Ранжировано по 1989 году.
Анализ социально-демографических характеристик «гордящихся» позволяет сделать вывод о том, что в большей степени гордятся своей страной и ее историей периферийные группы, нуждающиеся в «декомпрессии» или «в компенсации» сознания своей неполноценности, а потому воспроизводящие прежние, позднесоветские представления о державном величии, группы с ограниченными ресурсами либо пожилые и образованные люди, преувеличивающие значимость своей роли «старожилов и хранителей памяти», испытывающие сильнейший дискомфорт и напряжения коллективной идентичности после развала СССР[364]. Напротив, молодежь, сохраняя по сути ту же структуру демонстративного почитания предметов национальной гордости, гораздо сильнее идентифицирует себя с правлением Путина, с его примитивной и агрессивной манерой поведения районного «кума», ставшего, однако, более лощенным и мстительным, что, собственно, и позволило ему стать персонификацией подавленных комплексов провинциальных подростков-троечников и образцом мужского («мачо») для большей части российских женщин.

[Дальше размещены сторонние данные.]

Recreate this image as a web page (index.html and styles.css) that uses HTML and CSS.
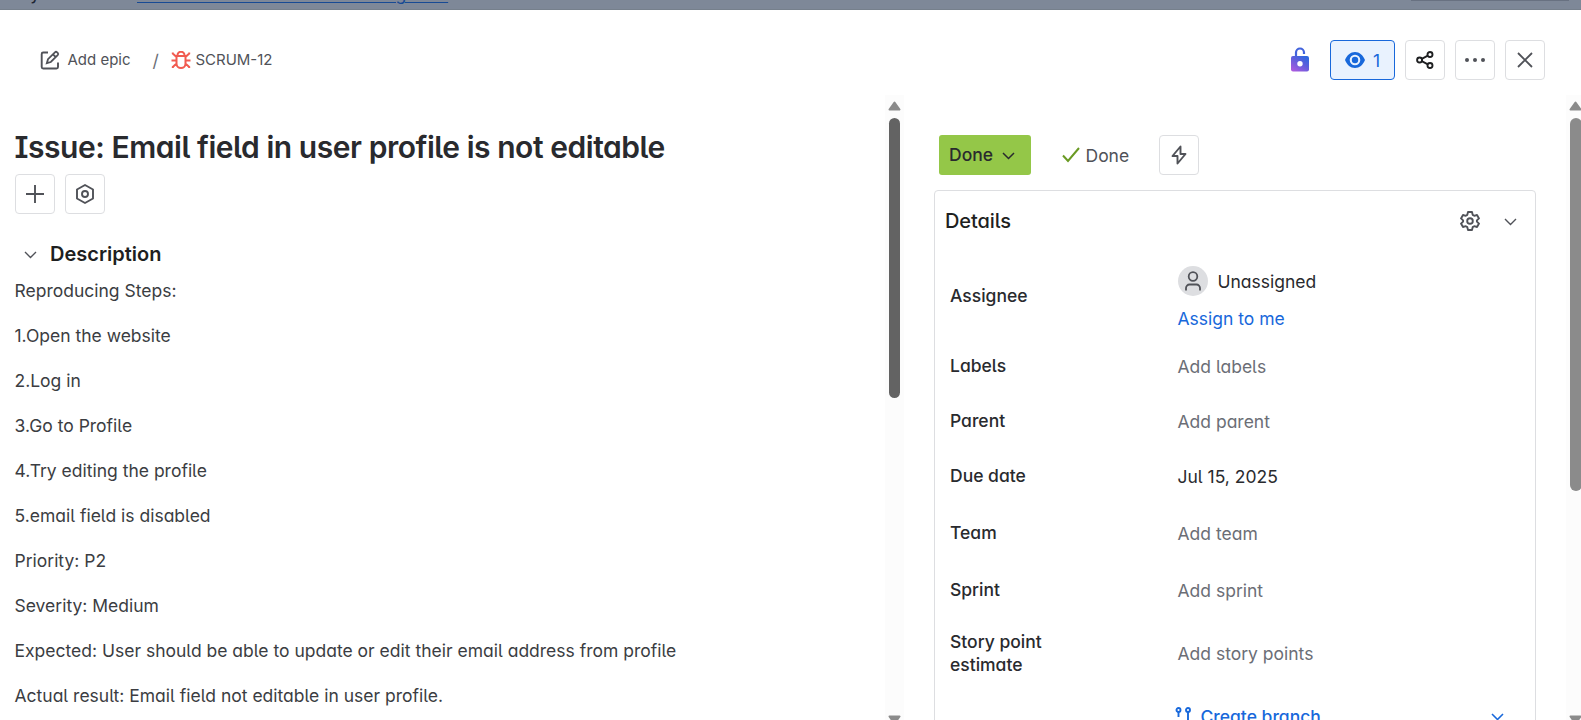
FILE: index.html
```html
<!DOCTYPE html>
<html lang="en">
<head>
<meta charset="utf-8">
<title>SCRUM-12</title>
<link rel="stylesheet" href="styles.css">
</head>
<body>
<div class="backdrop"><span class="behind-text">If you can't see</span><span class="behind-link">switch to the classic issue navigation</span><span class="behind-box"></span></div>
<header class="top">
  <nav class="crumbs">
    <svg class="i-edit" width="20" height="20" viewBox="0 0 20 20" fill="none" stroke="#505258" stroke-width="1.9"><path d="M8 2.500H3.200A1.500 1.500 0 0 0 1.700 4V17A1.500 1.500 0 0 0 3.200 18.500H16.500A1.500 1.500 0 0 0 18 17V12.500"/><path d="M6.800 13.200L8 9.200L14.900 2.300A1.600 1.600 0 0 1 17.100 2.300L17.700 2.900A1.600 1.600 0 0 1 17.700 5.100L10.800 12Z M13 4.300L15.700 7" stroke-width="1.800"/></svg>
    <span class="epic">Add epic</span><span class="slash">/</span>
    <svg class="i-bug" width="20" height="18" viewBox="0 0 20 18" fill="none" stroke="#f15b50" stroke-width="2"><path d="M5.500 5H14.500V12.500A4.500 4.500 0 0 1 5.500 12.500ZM6.500 5V4.200A3.500 3.500 0 0 1 13.500 4.200V5M0.500 9.500H5.500M14.500 9.500H19.500M1.800 1.500V2.500L5.500 6M18.200 1.500V2.500L14.500 6M1.800 17V16L5.600 12.500M18.200 17V16L14.400 12.500"/></svg>
    <span>SCRUM-12</span>
  </nav>
  <div class="actions">
    <svg class="i-lock" width="18" height="25" viewBox="0 0 18 25"><defs><linearGradient id="lk" x1="0" y1="1" x2=".75" y2="0"><stop offset="0" stop-color="#b65ae0"/><stop offset=".65" stop-color="#5b5fdc"/><stop offset="1" stop-color="#2f68df"/></linearGradient></defs><path d="M5 10V5.500A4 4 0 0 1 13 5.500V7" fill="none" stroke="#4263dc" stroke-width="2.200"/><rect y="9" width="18" height="15.500" rx="2" fill="url(#lk)"/><circle cx="9" cy="16.800" r="2.700" fill="#fff"/></svg>
    <button class="btn watch"><svg width="20" height="16" viewBox="0 0 20 16"><path fill="#1868db" fill-rule="evenodd" d="M10 0C14.500 0 18 3 20 8C18 13 14.500 16 10 16S2 13 0 8C2 3 5.500 0 10 0ZM10 2.700A5.300 5.300 0 1 0 10 13.300A5.300 5.300 0 0 0 10 2.700Z"/><circle cx="10" cy="8" r="3.200" fill="#1868db"/></svg><span>1</span></button>
    <button class="btn"><svg width="18" height="18" viewBox="0 0 18 18" fill="none" stroke="#1e1f21" stroke-width="1.900"><circle cx="3.600" cy="9" r="2.500"/><circle cx="14" cy="3.500" r="2.500"/><circle cx="14" cy="14.500" r="2.500"/><path d="M5.800 7.800L11.800 4.700M5.800 10.200L11.800 13.300"/></svg></button>
    <button class="btn"><svg width="22" height="6" viewBox="0 0 22 6" fill="#505258"><circle cx="3" cy="3" r="2"/><circle cx="11" cy="3" r="2"/><circle cx="19" cy="3" r="2"/></svg></button>
    <button class="btn"><svg width="16" height="16" viewBox="0 0 16 16" stroke="#505258" stroke-width="1.800"><path d="M1 1L15 15M15 1L1 15"/></svg></button>
  </div>
</header>
<div class="panes">
  <main class="left">
    <h1>Issue: Email field in user profile is not editable</h1>
    <div class="tools">
      <button class="btn"><svg width="18" height="18" viewBox="0 0 18 18" stroke="#505258" stroke-width="1.900"><path d="M9 0V18M0 9H18"/></svg></button>
      <button class="btn"><svg width="20" height="20" viewBox="0 0 20 20" fill="none" stroke="#505258" stroke-width="1.900" stroke-linejoin="round"><path d="M10 1L18 5.500V14.500L10 19L2 14.500V5.500Z"/><circle cx="10" cy="10" r="3"/></svg></button>
    </div>
    <h2><svg width="13" height="8" viewBox="0 0 13 8" fill="none" stroke="#505258" stroke-width="1.400"><path d="M1 1L6.500 6.500L12 1"/></svg>Description</h2>
    <div class="desc">
      <p>Reproducing Steps:</p>
      <p>1.Open the website</p>
      <p>2.Log in</p>
      <p>3.Go to Profile</p>
      <p>4.Try editing the profile</p>
      <p>5.email field is disabled</p>
      <p>Priority: P2</p>
      <p>Severity: Medium</p>
      <p>Expected: User should be able to update or edit their email address from profile</p>
      <p>Actual result: Email field not editable in user profile.</p>
    </div>
  </main>
  <div class="track">
    <svg class="up" width="13" height="10" viewBox="0 0 13 10"><path d="M6.500 1.500L11.500 8.500H1.500Z" fill="#8b8b8b" stroke="#8b8b8b" stroke-width="2" stroke-linejoin="round"/></svg>
    <div class="thumb dark"></div>
    <svg class="down" width="13" height="10" viewBox="0 0 13 10"><path d="M6.500 8.500L11.500 1.500H1.500Z" fill="#8b8b8b" stroke="#8b8b8b" stroke-width="2" stroke-linejoin="round"/></svg>
  </div>
  <aside class="right">
    <div class="status">
      <button class="done">Done<svg width="13" height="8" viewBox="0 0 13 8" fill="none" stroke="#292a2e" stroke-width="1.500"><path d="M1 1L6.500 6.500L12 1"/></svg></button>
      <span class="resolved"><svg width="18" height="16" viewBox="0 0 18 16" fill="none" stroke="#6a9a23" stroke-width="2"><path d="M1 8.500L6 14L17 1"/></svg>Done</span>
      <button class="btn"><svg width="16" height="20" viewBox="0 0 16 20" fill="none" stroke="#505258" stroke-width="1.900" stroke-linejoin="round"><path d="M9.500 1.500L1.500 11H6.500V18.500L14.500 9H9.500Z"/></svg></button>
    </div>
    <section class="details">
      <div class="details-head"><h3>Details</h3>
        <svg width="20" height="20" viewBox="0 0 20 20" fill="none" stroke="#505258" stroke-width="1.900" stroke-linejoin="round"><path d="M8 1H12L12.700 3.900L14.200 4.800L17 4L19 7.400L16.900 9.400V10.600L19 12.600L17 16L14.200 15.200L12.700 16.100L12 19H8L7.300 16.100L5.800 15.200L3 16L1 12.600L3.100 10.600V9.400L1 7.400L3 4L5.800 4.800L7.300 3.900Z"/><circle cx="10" cy="10" r="2.800"/></svg>
        <svg width="13" height="8" viewBox="0 0 13 8" fill="none" stroke="#505258" stroke-width="1.400"><path d="M1 1L6.500 6.500L12 1"/></svg>
      </div>
      <dl>
        <div class="row assignee"><dt>Assignee</dt><dd><div class="who"><span class="avatar"><svg width="16" height="20" viewBox="0 0 16 20" fill="none" stroke="#505258" stroke-width="1.800"><circle cx="8" cy="5.500" r="4.300"/><path d="M1 19.500V17A3.500 3.500 0 0 1 4.500 13.500H11.500A3.500 3.500 0 0 1 15 17V19.500"/></svg></span><span class="name">Unassigned</span></div><a>Assign to me</a></dd></div>
        <div class="row"><dt>Labels</dt><dd class="empty">Add labels</dd></div>
        <div class="row"><dt>Parent</dt><dd class="empty">Add parent</dd></div>
        <div class="row"><dt>Due date</dt><dd>Jul 15, 2025</dd></div>
        <div class="row team"><dt>Team</dt><dd class="empty">Add team</dd></div>
        <div class="row"><dt>Sprint</dt><dd class="empty">Add sprint</dd></div>
        <div class="row story"><dt>Story point estimate</dt><dd class="empty">Add story points</dd></div>
        <div class="row dev"><dt></dt><dd class="branch"><svg width="16" height="20" viewBox="0 0 16 20" fill="none" stroke="#1868db" stroke-width="1.900"><circle cx="3.500" cy="3" r="2"/><circle cx="13" cy="3" r="2"/><path d="M3.500 5V10M13 5V12.500A3 3 0 0 1 10 15.500H6"/></svg><span>Create branch</span><svg width="13" height="8" viewBox="0 0 13 8" fill="none" stroke="#1868db" stroke-width="1.600"><path d="M1 1L6.500 6.500L12 1"/></svg></dd></div>
      </dl>
    </section>
  </aside>
  <div class="track edge">
    <svg class="up" width="13" height="10" viewBox="0 0 13 10"><path d="M6.500 1.500L11.500 8.500H1.500Z" fill="#8b8b8b" stroke="#8b8b8b" stroke-width="2" stroke-linejoin="round"/></svg>
    <div class="thumb"></div>
    <svg class="down" width="13" height="10" viewBox="0 0 13 10"><path d="M6.500 8.500L11.500 1.500H1.500Z" fill="#8b8b8b" stroke="#8b8b8b" stroke-width="2" stroke-linejoin="round"/></svg>
  </div>
</div>
</body>
</html>
```
FILE: styles.css
```css
* { box-sizing: border-box; }
body {
  margin: 0;
  height: 720px;
  overflow: hidden;
  background: #fff;
  color: #3b3d42;
  font: 17.5px/25px Inter, "Liberation Sans", sans-serif;
  font-feature-settings: "cv11", "cv05", "cv08";
  display: flex;
  flex-direction: column;
}
svg { display: block; flex: none; }
h1, h2, h3, p, dl, dd { margin: 0; }
button { font: inherit; font-feature-settings: inherit; padding: 0; }

.backdrop {
  height: 10px;
  flex: none;
  background: #7e8898;
  border-bottom: 1px solid #76808c;
  overflow: hidden;
  display: flex;
  align-items: flex-end;
  line-height: 20px;
  color: #1e2532;
  white-space: nowrap;
}
.behind-text { width: 137px; padding-left: 12px; margin-bottom: 5px; letter-spacing: -0.3px; }
.behind-link {
  width: 311px;
  text-align: right;
  color: #174a94;
  letter-spacing: 0.05px;
  text-decoration: underline;
  text-underline-offset: 2px;
  text-decoration-thickness: 1px;
  margin-bottom: 5px;
}
.behind-box { margin-left: auto; margin-right: 12px; align-self: flex-start; width: 158px; height: 1px; background: #687181; }

.top {
  height: 85px;
  flex: none;
  display: flex;
  justify-content: space-between;
  align-items: flex-start;
  padding: 30px 36px 0 40px;
}
.crumbs { display: flex; align-items: center; height: 39px; font-size: 15px; color: #505258; }
.i-edit { margin-top: 1px; }
.epic { margin-left: 7.5px; }
.slash { margin: 2px 12.500px 0 22px; color: #6b6e76; font-size: 17.5px; }
.i-bug { margin-right: 4px; }
.actions { display: flex; gap: 10px; align-items: center; }
.i-lock { margin-right: 11px; margin-top: -2px; }
.btn {
  width: 40px;
  height: 40px;
  display: flex;
  align-items: center;
  justify-content: center;
  background: #fff;
  border: 1px solid #dddee1;
  border-radius: 4px;
}
.watch { width: 65px; gap: 8px; background: #e9f2fe; border-color: #1868db; color: #1868db; }

.panes { flex: 1; min-height: 0; display: flex; overflow: hidden; }
.left { width: 885px; padding: 35px 15px 0 14.500px; flex: none; }
h1 { font-size: 30px; line-height: 35px; font-weight: 600; color: #292a2e; letter-spacing: -0.45px; }
.tools { display: flex; gap: 10px; margin: 9px 0 0 0.5px; }
h2 {
  display: flex;
  align-items: center;
  gap: 13px;
  padding-left: 9.5px;
  margin-top: 28px;
  font-size: 20px;
  font-weight: 600;
  color: #1e1f21;
}
.desc { display: flex; flex-direction: column; gap: 15px; margin-top: 9px; line-height: 30px; }

.track {
  width: 19px;
  flex: none;
  background: #fcfcfc;
  display: flex;
  flex-direction: column;
  padding: 6px 0 0 4px;
}
.up { margin-left: -1px; }
.thumb { width: 11px; height: 373px; margin-top: 7px; background: #8b8b8b; border-radius: 6px; flex: none; }
.dark { height: 280px; background: #636363; }
.down { margin: auto 0 -5px -1px; }
.edge { width: 15px; overflow: hidden; }
.edge .thumb { width: 12px; }

.right { flex: 1; padding: 40px 30px 0 30px; }
.status { display: flex; align-items: center; padding-left: 5px; }
.done {
  width: 92px;
  height: 40px;
  display: flex;
  align-items: center;
  gap: 9px;
  padding-left: 10px;
  padding-bottom: 1px;
  border: 0;
  border-radius: 3px;
  background: #94c748;
  color: #292a2e;
  font-weight: 500;
}
.done svg { margin-top: 2px; }
.resolved { display: flex; align-items: center; gap: 5.5px; width: 97px; margin-left: 31px; color: #505258; }
.details { height: 600px; margin-top: 15px; border: 1px solid #dddee1; border-radius: 4px; }
.details-head { height: 60px; margin-bottom: 2px; display: flex; align-items: center; padding: 0 18.5px 0 10px; }
h3 { flex: 1; font-size: 20px; font-weight: 500; color: #1e1f21; letter-spacing: -0.1px; }
.details-head svg:last-child { margin-left: 23.5px; margin-top: 2px; }
.row { display: flex; align-items: center; height: 55px; padding-left: 15px; line-height: 23px; }
dt { width: 130px; margin-right: 97.5px; font-weight: 500; color: #292a2e; flex: none; }
dd { flex: 1; padding-top: 2px; color: #292a2e; }
.assignee { height: 85px; }
.assignee dd { padding-top: 4px; }
.who { display: flex; align-items: center; gap: 10px; margin-bottom: 12px; }
.name { padding-top: 2px; }
.avatar { width: 30px; height: 30px; border-radius: 50%; background: #dddee1; display: flex; align-items: center; justify-content: center; }
.assignee a { display: block; line-height: 22px; color: #1868db; }
dd.empty { color: #6b6e76; }
.team { height: 59px; }
.story { height: 72px; }
.story dd { padding-top: 0; }
dd.branch { display: flex; align-items: center; color: #1868db; font-weight: 500; margin-left: -3px; padding: 0 31px 0 0; }
.branch span { flex: 1; margin-left: 10px; }
```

Для молодежи «стабилизация» положения страны при Путине, то есть восстановление репрессивного государства, оказывается более важным обстоятельством, чем «индустриализация и превращение страны в одну из ведущих промышленных держав», статус которой в настоящее время более чем сомнителен, или чем «моральные качества русского народа», которые молодежь вообще не воспринимает как самодостаточные сущности, а лишь в символическом противопоставлении «чужим» (мифологизированным США, Западу и т. п.). Еще более сильно выражены эти характеристики в предметах национального стыда – здесь заметно выше удельный вес пожилых женщин, пенсионеров, провинциальной интеллигенции или, напротив, низкообразованных и низкостатусных групп.